**YOUR OBJECTIVE:** Identify each line below that contains the word "React", and copy it out.

──────── DATA SECTION ────────

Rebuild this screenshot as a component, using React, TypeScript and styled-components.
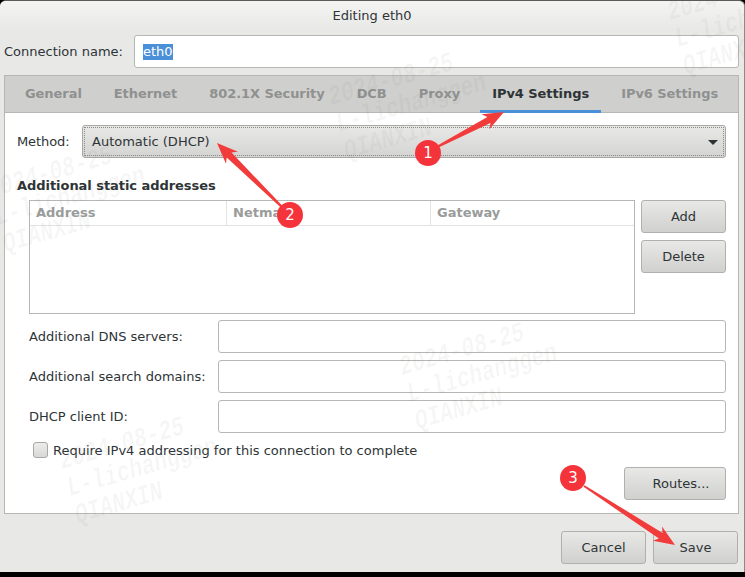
import React from "react";
import styled, { createGlobalStyle } from "styled-components";

const GlobalStyle = createGlobalStyle`
  html, body {
    margin: 0;
    padding: 0;
    background: #000;
  }
  * {
    box-sizing: border-box;
  }
`;

// drawn callouts over the dialog, tail -> tip
const arrows = [
  { x1: 437, y1: 147, x2: 504, y2: 112 },
  { x1: 284, y1: 209, x2: 217, y2: 143 },
  { x1: 584, y1: 486, x2: 675, y2: 545 },
];

const badges = [
  { n: 1, x: 428, y: 153 },
  { n: 2, x: 290, y: 215 },
  { n: 3, x: 573, y: 478 },
];

const watermarks = [
  { x: 331, y: 105 },
  { x: 670, y: 20 },
  { x: -10, y: 198 },
  { x: 402, y: 375 },
  { x: 62, y: 469 },
];

const arrowPoints = (a: { x1: number; y1: number; x2: number; y2: number }) => {
  const dx = a.x2 - a.x1;
  const dy = a.y2 - a.y1;
  const len = Math.sqrt(dx * dx + dy * dy);
  const ux = dx / len;
  const uy = dy / len;
  const at = (back: number, side: number) =>
    `${(a.x2 - ux * back - uy * side).toFixed(1)},${(a.y2 - uy * back + ux * side).toFixed(1)}`;
  return [
    at(len, 1),
    at(17, 3.4),
    at(21, 8.5),
    at(0, 0),
    at(21, -8.5),
    at(17, -3.4),
    at(len, -1),
  ].join(" ");
};

const App = () => {
  return (
    <Screen>
      <GlobalStyle />
      <Window>
        <TitleBar>Editing eth0</TitleBar>
        <NameRow>
          <NameLabel>Connection name:</NameLabel>
          <Field>
            <Selected>eth0</Selected>
          </Field>
        </NameRow>
        <Notebook>
          <TabBar>
            <Tab>General</Tab>
            <Tab>Ethernet</Tab>
            <Tab>802.1X Security</Tab>
            <Tab>DCB</Tab>
            <Tab>Proxy</Tab>
            <Tab $active>IPv4 Settings</Tab>
            <Tab>IPv6 Settings</Tab>
          </TabBar>
          <Panel>
            <MethodRow>
              <MethodLabel>Method:</MethodLabel>
              <Combo>
                Automatic (DHCP)
                <Caret />
              </Combo>
            </MethodRow>
            <Heading>Additional static addresses</Heading>
            <AddressRow>
              <AddressTable>
                <TableHead>
                  <HeadCell $width={197}>Address</HeadCell>
                  <HeadCell $width={204}>Netmask</HeadCell>
                  <HeadCell $width={203}>Gateway</HeadCell>
                </TableHead>
              </AddressTable>
              <ButtonColumn>
                <Button>Add</Button>
                <Button>Delete</Button>
              </ButtonColumn>
            </AddressRow>
            <FormRow>
              <FormLabel>Additional DNS servers:</FormLabel>
              <Field />
            </FormRow>
            <FormRow>
              <FormLabel>Additional search domains:</FormLabel>
              <Field />
            </FormRow>
            <FormRow>
              <FormLabel>DHCP client ID:</FormLabel>
              <Field />
            </FormRow>
            <CheckRow>
              <CheckBox />
              Require IPv4 addressing for this connection to complete
            </CheckRow>
            <RoutesRow>
              <RoutesButton>Routes...</RoutesButton>
            </RoutesRow>
          </Panel>
        </Notebook>
        <Footer>
          <FooterButton>Cancel</FooterButton>
          <FooterButton>Save</FooterButton>
        </Footer>
      </Window>

      {watermarks.map((w, i) => (
        <Watermark key={i} style={{ left: w.x, top: w.y - 17 }}>
          <div>2024-08-25</div>
          <div>L-lichanggen</div>
          <div>QIANXIN</div>
        </Watermark>
      ))}

      <ArrowLayer width={745} height={577} viewBox="0 0 745 577">
        {arrows.map((a, i) => (
          <polygon key={i} points={arrowPoints(a)} fill="#f23c3c" />
        ))}
      </ArrowLayer>
      {badges.map((b) => (
        <Badge key={b.n} style={{ left: b.x - 13, top: b.y - 13 }}>
          {b.n}
        </Badge>
      ))}
    </Screen>
  );
};

const Screen = styled.div`
  position: relative;
  width: 745px;
  height: 577px;
  overflow: hidden;
  background: #000;
  font-family: "DejaVu Sans", sans-serif;
  font-size: 13px;
  color: #2e3436;
`;

const Window = styled.div`
  width: 745px;
  height: 572px;
  display: flex;
  flex-direction: column;
  background: #e8e8e7;
  border-top: 1px solid #5a5a58;
  border-right: 1px solid #8a8a88;
  border-radius: 6px 6px 0 0;
`;

const TitleBar = styled.div`
  height: 29px;
  line-height: 29px;
  text-align: center;
  background: linear-gradient(#f4f4f3, #e8e8e7);
  border-radius: 6px 6px 0 0;
`;

const NameRow = styled.div`
  display: flex;
  align-items: center;
  height: 33px;
  margin: 5px 5px 0 4px;
`;

const NameLabel = styled.span`
  width: 130px;
  flex: none;
`;

const Field = styled.div`
  flex: 1;
  height: 33px;
  display: flex;
  align-items: center;
  padding-left: 8px;
  background: #fff;
  border: 1px solid #b6b6b3;
  border-radius: 3px;
`;

const Selected = styled.span`
  background: #4a90d9;
  color: #fff;
  line-height: 16px;
`;

const Notebook = styled.div`
  width: 735px;
  height: 439px;
  margin: 7px 0 0 4px;
  display: flex;
  flex-direction: column;
  border: 1px solid #b6b6b3;
  background: #fff;
`;

const TabBar = styled.div`
  display: flex;
  gap: 8px;
  height: 37px;
  flex: none;
  padding-left: 8px;
  background: #cfcfcd;
  border-bottom: 1px solid #b6b6b3;
`;

const Tab = styled.div<{ $active?: boolean }>`
  height: 37px;
  line-height: 35px;
  padding: 0 12px;
  font-weight: bold;
  letter-spacing: -0.06px;
  color: ${(p) => (p.$active ? "#2e3436" : "#8f9190")};
  border-bottom: 3px solid ${(p) => (p.$active ? "#4a90d9" : "transparent")};
`;

const Panel = styled.div`
  flex: 1;
  display: flex;
  flex-direction: column;
  padding: 12px 12px 0 12px;
`;

const MethodRow = styled.div`
  display: flex;
  align-items: center;
  height: 33px;
`;

const MethodLabel = styled.span`
  width: 65px;
  flex: none;
  letter-spacing: -0.1px;
`;

const Combo = styled.div`
  position: relative;
  flex: 1;
  height: 33px;
  line-height: 31px;
  padding-left: 9px;
  background: linear-gradient(#e8e8e7, #d4d4d2);
  border: 1px solid #a8a8a5;
  border-radius: 3px;
  outline: 1px dotted #8a8a88;
  outline-offset: -3px;
`;

const Caret = styled.span`
  position: absolute;
  right: 7px;
  top: 14px;
  width: 0;
  height: 0;
  border-left: 5px solid transparent;
  border-right: 5px solid transparent;
  border-top: 5px solid #2e3436;
`;

const Heading = styled.div`
  margin-top: 19px;
  height: 18px;
  line-height: 18px;
  font-weight: bold;
  letter-spacing: -0.05px;
`;

const AddressRow = styled.div`
  display: flex;
  gap: 6px;
  margin: 5px 0 0 12px;
`;

const AddressTable = styled.div`
  width: 606px;
  height: 114px;
  flex: none;
  border: 1px solid #b6b6b3;
`;

const TableHead = styled.div`
  display: flex;
  height: 25px;
  border-bottom: 1px solid #e3e3e1;
`;

const HeadCell = styled.div<{ $width: number }>`
  width: ${(p) => p.$width}px;
  padding-left: 6px;
  line-height: 23px;
  font-weight: bold;
  color: #9a9c9b;
  border-right: 1px solid #e3e3e1;
  &:last-child {
    border-right: none;
  }
`;

const ButtonColumn = styled.div`
  flex: 1;
  display: flex;
  flex-direction: column;
  gap: 7px;
`;

const Button = styled.div`
  height: 33px;
  line-height: 31px;
  text-align: center;
  background: linear-gradient(#e8e8e7, #d0d0ce);
  border: 1px solid #b0b0ad;
  border-radius: 3px;
`;

const FormRow = styled.div`
  display: flex;
  align-items: center;
  margin: 6px 0 1px 12px;
`;

const FormLabel = styled.span`
  width: 189px;
  flex: none;
`;

const CheckRow = styled.div`
  display: flex;
  align-items: center;
  gap: 5px;
  height: 16px;
  margin: 8px 0 0 16px;
`;

const CheckBox = styled.span`
  width: 15px;
  height: 16px;
  flex: none;
  background: linear-gradient(#ececeb, #d8d8d6);
  border: 1px solid #a8a8a5;
  border-radius: 3px;
`;

const RoutesRow = styled.div`
  display: flex;
  justify-content: flex-end;
  margin-top: 9px;
`;

const RoutesButton = styled(Button)`
  width: 102px;
  padding-left: 12px;
`;

const Footer = styled.div`
  display: flex;
  justify-content: flex-end;
  gap: 7px;
  padding: 17px 6px 0 0;
`;

const FooterButton = styled(Button)`
  width: 85px;
`;

const Watermark = styled.div`
  position: absolute;
  transform: rotate(-16deg) scaleY(1.28);
  transform-origin: 0 17px;
  font-family: "Liberation Mono", monospace;
  font-style: italic;
  font-weight: bold;
  font-size: 21.5px;
  line-height: 22px;
  white-space: nowrap;
  color: rgba(110, 110, 110, 0.06);
  pointer-events: none;
`;

const ArrowLayer = styled.svg`
  position: absolute;
  left: 0;
  top: 0;
  pointer-events: none;
`;

const Badge = styled.div`
  position: absolute;
  width: 26px;
  height: 26px;
  line-height: 26px;
  text-align: center;
  border-radius: 50%;
  background: #f5333a;
  color: #fff;
  font-size: 15px;
`;

export default App;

────────

**RESPONSE FOR THIS EXERCISE:**
Rebuild this screenshot as a component, using React, TypeScript and styled-components.
import React from "react";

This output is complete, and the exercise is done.